Within 90 days, the Department of Labor (DOL) will substantially expand the definition of “fiduciary” under the Employee Retirement Income Security Act (ERISA). In large part the traditional five-part test from 1975 has been discarded, and some form of the new two-prong test will become the rule. The proposed regulations are the first such changes in almost 35 years and will drastically change the relationship of investment advisors and entities with plan sponsors subject to Title I of ERISA or plans, persons and entities subject to Sec. 4975 of the Internal Revenue Code of 1986 (among other amendments, ERISA added Code Sec. 4975 imposing an excise tax on certain “prohibited transactions.” The prohibited transactions described in Code Sec. 4975 are substantially similar to prohibited transactions contained in ERISA. Such prohibited transactions will greatly increase under the DOL’s proposed rule).
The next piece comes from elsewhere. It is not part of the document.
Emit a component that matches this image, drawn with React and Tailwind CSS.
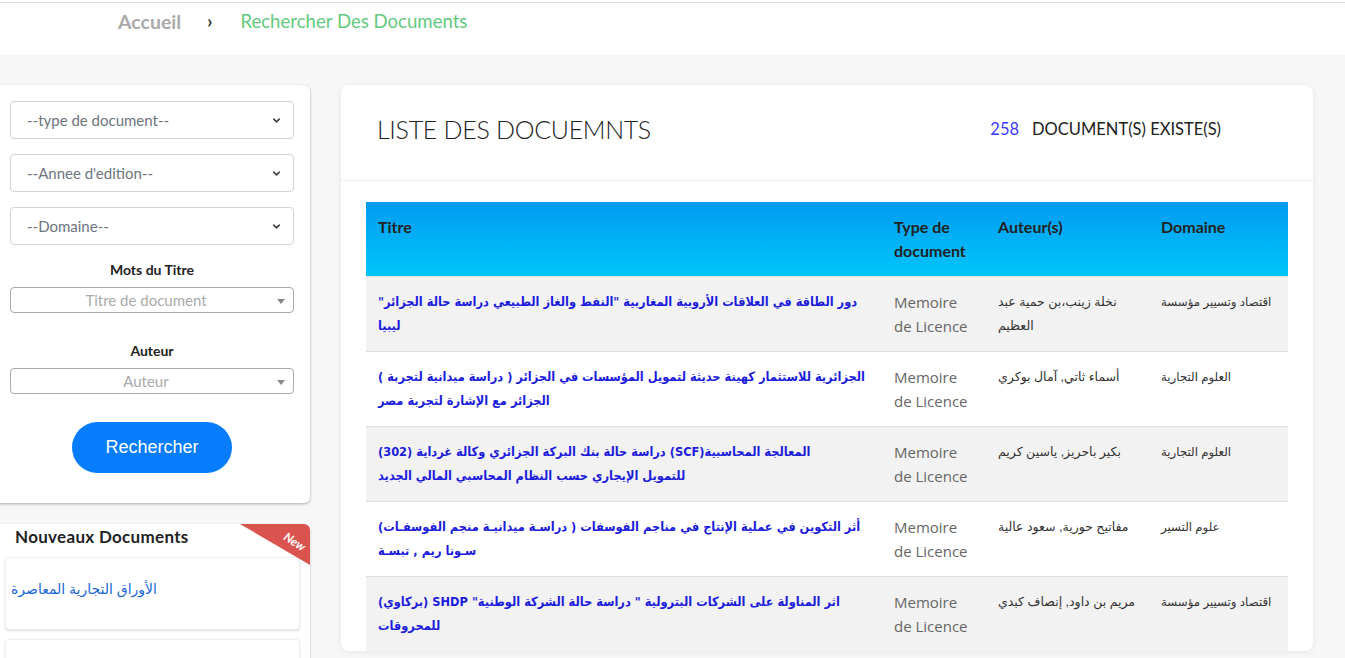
import { ChevronDown } from 'lucide-react'

const ui = { fontFamily: 'Lato, "Open Sans", "DejaVu Sans", sans-serif' }
const ar = { fontFamily: '"DejaVu Sans Condensed", "DejaVu Sans", sans-serif' }
const arPlain = { fontFamily: '"Liberation Sans", "DejaVu Sans", sans-serif' }
const open = { fontFamily: '"Open Sans", Lato, sans-serif' }

const docs = [
  {
    titre: 'دور الطاقة في العلاقات الأروبية المغاربية "النفط والغاز الطبيعي دراسة حالة الجزائر" ليبيا',
    auteur: 'نخلة زينب،بن حمية عبد العظيم',
    domaine: 'اقتصاد وتسيير مؤسسة',
  },
  {
    titre: 'الجزائرية للاستثمار كهينة حديثة لتمويل المؤسسات في الجزائر ( دراسة ميدانية لتجربة ) الجزائر مع الإشارة لتجربة مصر',
    auteur: 'أسماء ثاتي, آمال بوكري',
    domaine: 'العلوم التجارية',
  },
  {
    titre: 'المعالجة المحاسبية(SCF) دراسة حالة بنك البركة الجزائري وكالة غرداية (302)\nللتمويل الإيجاري حسب النظام المحاسبي المالي الجديد',
    auteur: 'بكير باحريز, ياسين كريم',
    domaine: 'العلوم التجارية',
  },
  {
    titre: 'أثر التكوين في عملية الإنتاج في مناجم الفوسفات ( دراسـة ميدانيـة منجم الفوسفـات) سـونا ريم , تبسـة',
    auteur: 'مفاتيح حورية, سعود عالية',
    domaine: 'علوم التسير',
  },
  {
    titre: 'اثر المناولة على الشركات البترولية " دراسة حالة الشركة الوطنية" SHDP (بركاوي) للمحروقات',
    auteur: 'مريم بن داود, إنصاف كبدي',
    domaine: 'اقتصاد وتسيير مؤسسة',
  },
]

function FakeSelect({ label }) {
  return (
    <div className="flex h-[38px] items-center justify-between rounded border border-[#ced4da] bg-white pl-[16px] pr-[11px] text-[15px] text-[#6c757d]">
      <span>{label}</span>
      <ChevronDown className="h-[11px] w-[11px] text-[#444]" strokeWidth={3.5} />
    </div>
  )
}

function Select2({ placeholder }) {
  return (
    <div className="relative flex h-[26px] items-center justify-center rounded border border-[#aaa] bg-white pr-[12px] text-[15px] text-[#aaa]">
      <span>{placeholder}</span>
      <span className="absolute right-[8px] top-[11px] h-0 w-0 border-x-[4px] border-t-[5px] border-x-transparent border-t-[#888]" />
    </div>
  )
}

export default function App() {
  return (
    <div className="min-h-screen overflow-hidden bg-[#f7f7f7]" style={ui}>
      {/* Top breadcrumb */}
      <header className="h-[54px] bg-white pt-[2px]">
        <div className="h-px bg-[#dedede]" />
        <nav className="flex items-center pl-[118px] pt-[4px] text-[18px]">
          <span className="text-[19.5px] font-bold text-[#aaa]">Accueil</span>
          <span className="ml-[26px] text-[18px] font-bold text-[#333]">›</span>
          <span className="ml-[28px] text-[18.6px] text-[#63c97e]">Rechercher Des Documents</span>
        </nav>
      </header>

      <div className="flex items-start pt-[31px]">
        {/* Left column */}
        <aside className="-ml-[8px] w-[318px] shrink-0">
          <div className="rounded-md bg-white pb-[30px] pl-[18px] pr-[16px] pt-[16px] shadow-[0_1px_3px_rgba(0,0,0,0.3)]">
            <div className="flex flex-col gap-[15px]">
              <FakeSelect label="--type de document--" />
              <FakeSelect label="--Annee d'edition--" />
              <FakeSelect label="--Domaine--" />
            </div>
            <div className="mt-[14px] text-center text-[14px] font-bold leading-[22px] text-[#222]">Mots du Titre</div>
            <div className="mt-[6px]">
              <Select2 placeholder="Titre de document" />
            </div>
            <div className="mt-[27px] text-center text-[14px] font-bold leading-[22px] text-[#222]">Auteur</div>
            <div className="mt-[6px]">
              <Select2 placeholder="Auteur" />
            </div>
            <div className="mt-[28px] flex justify-center">
              <button
                className="h-[51px] w-[160px] rounded-full bg-[#067dfc] text-[18px] font-medium text-white"
                style={arPlain}
              >
                Rechercher
              </button>
            </div>
          </div>

          <div className="relative mt-[21px] overflow-hidden rounded-t-md bg-white pb-[20px] pl-[13px] pr-[10px] shadow-[0_1px_3px_rgba(0,0,0,0.2)]">
            <div className="pl-[10px] pt-[2px] text-[17px] font-bold leading-[22px] tracking-[0.3px] text-[#222]">Nouveaux Documents</div>
            <div className="absolute right-0 top-0 h-[41px] w-[70px] bg-[#d9534f] [clip-path:polygon(0_0,100%_0,100%_100%)]" />
            <span className="absolute right-[4px] top-[9px] rotate-[33deg] text-[12px] font-bold italic text-white">New</span>
            <div className="mt-[9px] flex h-[73px] items-center rounded-sm border border-[#eee] bg-white pb-[8px] pl-[5px] shadow-[0_1px_2px_rgba(0,0,0,0.15)]">
              <span dir="rtl" className="text-[14px] text-[#1a66d6]" style={arPlain}>الأوراق التجارية المعاصرة</span>
            </div>
            <div className="mt-[9px] h-[73px] rounded-sm border border-[#eee] bg-white shadow-[0_1px_2px_rgba(0,0,0,0.15)]" />
          </div>
        </aside>

        {/* Main card */}
        <main className="ml-[31px] w-[972px] shrink-0 rounded-lg bg-white shadow-[0_1px_6px_rgba(0,0,0,0.08)]">
          <div className="flex h-[96px] items-center border-b border-[#eee] pb-[6px]">
            <h1 className="pl-[36px] text-[25px] font-light tracking-[-0.3px] text-[#222]">LISTE DES DOCUEMNTS</h1>
            <div className="ml-auto flex items-center pr-[92px] text-[16.5px] text-[#222]">
              <span className="text-[#3a3aff]">258</span>
              <span className="ml-[13px]">DOCUMENT(S) EXISTE(S)</span>
            </div>
          </div>

          <div className="px-[25px] pt-[21px]">
            <table className="w-full table-fixed border-collapse">
              <colgroup>
                <col className="w-[516px]" />
                <col className="w-[104px]" />
                <col className="w-[163px]" />
                <col />
              </colgroup>
              <thead>
                <tr className="bg-linear-to-b from-[#049bef] to-[#00c6fb] text-left align-top text-[16px] font-bold leading-[24px] text-[#222]">
                  <th className="px-[12px] py-[13px] font-bold">Titre</th>
                  <th className="px-[12px] py-[13px] font-bold">Type de document</th>
                  <th className="px-[12px] py-[13px] font-bold">Auteur(s)</th>
                  <th className="px-[12px] py-[13px] font-bold">Domaine</th>
                </tr>
              </thead>
              <tbody>
                {docs.map((d, i) => (
                  <tr key={i} className={`border-t border-[#ddd] align-top ${i % 2 === 0 ? 'bg-[#f2f2f2]' : 'bg-white'}`}>
                    <td className="px-[12px] py-[13px] leading-[24px]">
                      <div dir="rtl" className="whitespace-pre-line text-left text-[12.7px] font-bold text-[#1c1cdc]" style={ar}>
                        {d.titre}
                      </div>
                    </td>
                    <td className="px-[12px] py-[13px] text-[15px] leading-[24px] text-[#666]" style={open}>
                      Memoire de Licence
                    </td>
                    <td className="px-[12px] py-[13px] leading-[24px]">
                      <div dir="rtl" className="text-left text-[12.5px] text-[#333]" style={arPlain}>
                        {d.auteur}
                      </div>
                    </td>
                    <td className="px-[12px] py-[13px] leading-[24px]">
                      <div dir="rtl" className="text-left text-[11.8px] text-[#333]" style={arPlain}>
                        {d.domaine}
                      </div>
                    </td>
                  </tr>
                ))}
              </tbody>
            </table>
          </div>
        </main>
      </div>
    </div>
  )
}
The DOL has a unique opportunity to advance the view that the sole interest rule is unsound, particularly in this investment advisory context, and propose how it should be modernized. Furthermore, the present prudent-person rule should be updated by entitling a trustee to seek and to pay for investment advice but then inalterably devising the trustee as financial guarantor for any breaches committed by the investment advisor. In addition, the exclusive-benefit rule precludes employers from being beneficiaries under ERISA. As a result, courts have been forced to indulge in pretense, such as the notion that benefits to employers are merely “incidental,” in order to reconcile ERISA with the economic realities of who is the beneficiary and to what extent. Moreover, the proposed rule should not apply to individual retirement account rollovers, at least until these other changes have been properly incorporated into the investment, regulatory and judicial environs. This article concludes by providing such a DOL proposal in a final form.